Deep learning helps tease out gene interactions
The trick, they say, is to transform massive amounts of gene expression data into something more image-like. Convolutional neural networks (CNNs), which are adept at analyzing visual imagery, can then infer which genes are interacting with each other. The CNNs outperform existing methods at this task.
The researchers’ report on how CNNs can help identify disease-related genes and developmental and genetic pathways that might be targets for drugs is being published today in the Proceedings of the National Academy of Science. But Ziv Bar-Joseph, professor of computational biology and machine learning, said the applications for the new method, called CNNC, could go far beyond gene interactions.
The new insight described in the paper suggests that CNNC could be similarly deployed to investigate causality in a wide variety of phenomena, including financial data and social networking, said Bar-Joseph, who co-authored the paper with Ye Yuan, a post-doctoral researcher in CMU’s Machine Learning Department.
“CNNs, which were developed a decade ago, are revolutionary,” Bar-Joseph said. “I’m still in awe of Google Photos, which uses them for facial recognition,” he added as he scrolled through photos on his smartphone, showing how the app could identify his son at different ages, or identify his father based on an image of the rear right side of his head. “We sometimes take this technology for granted because we use it all the time. But it’s incredibly powerful and is not restricted to images. It’s all a matter of how you represent your data.”
In this case, he and Yuan were looking at gene relationships. The approximately 20,000 genes in humans work in concert, so it’s necessary to know how genes work together in complexes or networks to understand human development or diseases.
One way to infer these relationships is to look at gene expression — which represents the activity levels of genes in cells. Generally, if gene A is active at the same time gene B is active, that’s a clue that the two are interacting, Yuan said. Still, it’s possible that this is a coincidence or that both are activated by a third gene C. Several previous methods have been developed to tease out these relationships.
To employ CNNs to help analyze gene relationships, Yuan and Bar-Joseph used single-cell expression data — experiments that can determine the level of every gene in a single cell. The results of hundreds of thousands of these single-cell analyses were then arranged in the form of a matrix or histogram so that each cell of the matrix represented a different level of co-expression for a pair of genes.
Presenting the data in this way added a spatial aspect that made the data more image-like and, thus, more accessible to CNNs. By using data from genes whose interactions already had been established, the researchers were able to train the CNNs to recognize which genes were interacting and which weren’t based on the visual patterns in the data matrix, Yuan said.
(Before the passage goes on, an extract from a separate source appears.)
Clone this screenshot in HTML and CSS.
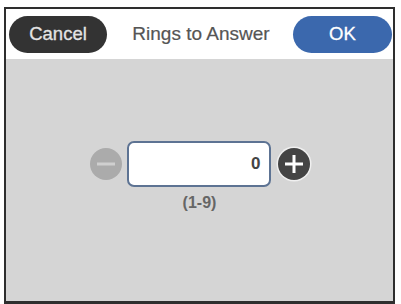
FILE: index.html
```html
<!DOCTYPE html>
<html>
<head>
<meta charset="utf-8">
<link rel="stylesheet" href="styles.css">
</head>
<body>
<div class="frame">
  <div class="header">
    <div class="btn btn-cancel">Cancel</div>
    <div class="title">Rings to Answer</div>
    <div class="btn btn-ok">OK</div>
  </div>
  <div class="content">
    <div class="stepper">
      <div class="circle minus">
        <svg width="32" height="32" viewBox="0 0 32 32"><rect x="7" y="14.5" width="18" height="3" fill="#cfcfcf"/></svg>
      </div>
      <div class="field">0</div>
      <div class="circle plus">
        <svg width="32" height="32" viewBox="0 0 32 32"><rect x="7" y="14.5" width="18" height="3" fill="#fff"/><rect x="14.5" y="7" width="3" height="18" fill="#fff"/></svg>
      </div>
    </div>
    <div class="range">(1-9)</div>
  </div>
</div>
</body>
</html>
```
FILE: styles.css
```css
html, body {
  margin: 0;
  padding: 0;
  background: #fff;
}
body {
  font-family: "Liberation Sans", Arial, sans-serif;
  width: 401px;
  height: 304px;
  overflow: hidden;
}
.frame {
  margin: 7px 0 0 4px;
  width: 387px;
  height: 292px;
  border: 2px solid #2e2e2e;
  border-bottom-width: 3px;
  display: flex;
  flex-direction: column;
  background: #d5d5d5;
}
.header {
  height: 50px;
  background: #fff;
  display: flex;
  align-items: center;
  justify-content: space-between;
  padding: 0 1px 0 3px;
}
.btn {
  height: 37px;
  border-radius: 19px;
  display: flex;
  align-items: center;
  justify-content: center;
  font-size: 18.5px;
  color: #fff;
  -webkit-text-stroke: 0.3px currentColor;
}
.btn-cancel {
  width: 98px;
  background: #333;
  color: #e4e4e4;
}
.btn-ok {
  width: 99px;
  background: #3b68ad;
}
.title {
  font-size: 19px;
  color: #555;
  margin-left: 2px;
  -webkit-text-stroke: 0.2px currentColor;
}
.content {
  flex: 1;
  display: flex;
  flex-direction: column;
  align-items: center;
  padding-top: 82px;
}
.stepper {
  display: flex;
  align-items: center;
  gap: 5px;
  margin-left: 0;
}
.circle {
  width: 32px;
  height: 32px;
  border-radius: 50%;
  display: flex;
}
.minus {
  background: #ababab;
}
.plus {
  background: #444;
  box-shadow: 0 0 0 1.5px #f0f0f0;
  margin-left: 2px;
}
.field {
  width: 132px;
  height: 42px;
  border: 2px solid #5d7393;
  border-radius: 7px;
  background: #fff;
  display: flex;
  align-items: center;
  justify-content: flex-end;
  padding-right: 8px;
  font-size: 17px;
  font-weight: bold;
  color: #444;
}
.range {
  margin-top: 7px;
  font-size: 16px;
  font-weight: bold;
  color: #666;
}
```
“It’s very, very hard to distinguish between causality and correlation,” Yuan said, but the CNNC method proved statistically more accurate than existing methods. He and Bar-Joseph anticipate CNNC will be one of several techniques that researchers will eventually deploy in analyzing large datasets.
“This is a very general method that could be applied to a number of analyses,” Bar-Joseph said. The main limitation is data — the more data there is, the better CNNs work. Cell biology is well-suited for using CNNC, as a typical experiment can involve tens of thousands of cells and generate a massive amount of data.
The National Institutes of Health, the National Science Foundation and the James S. McDonnell Foundation supported this research.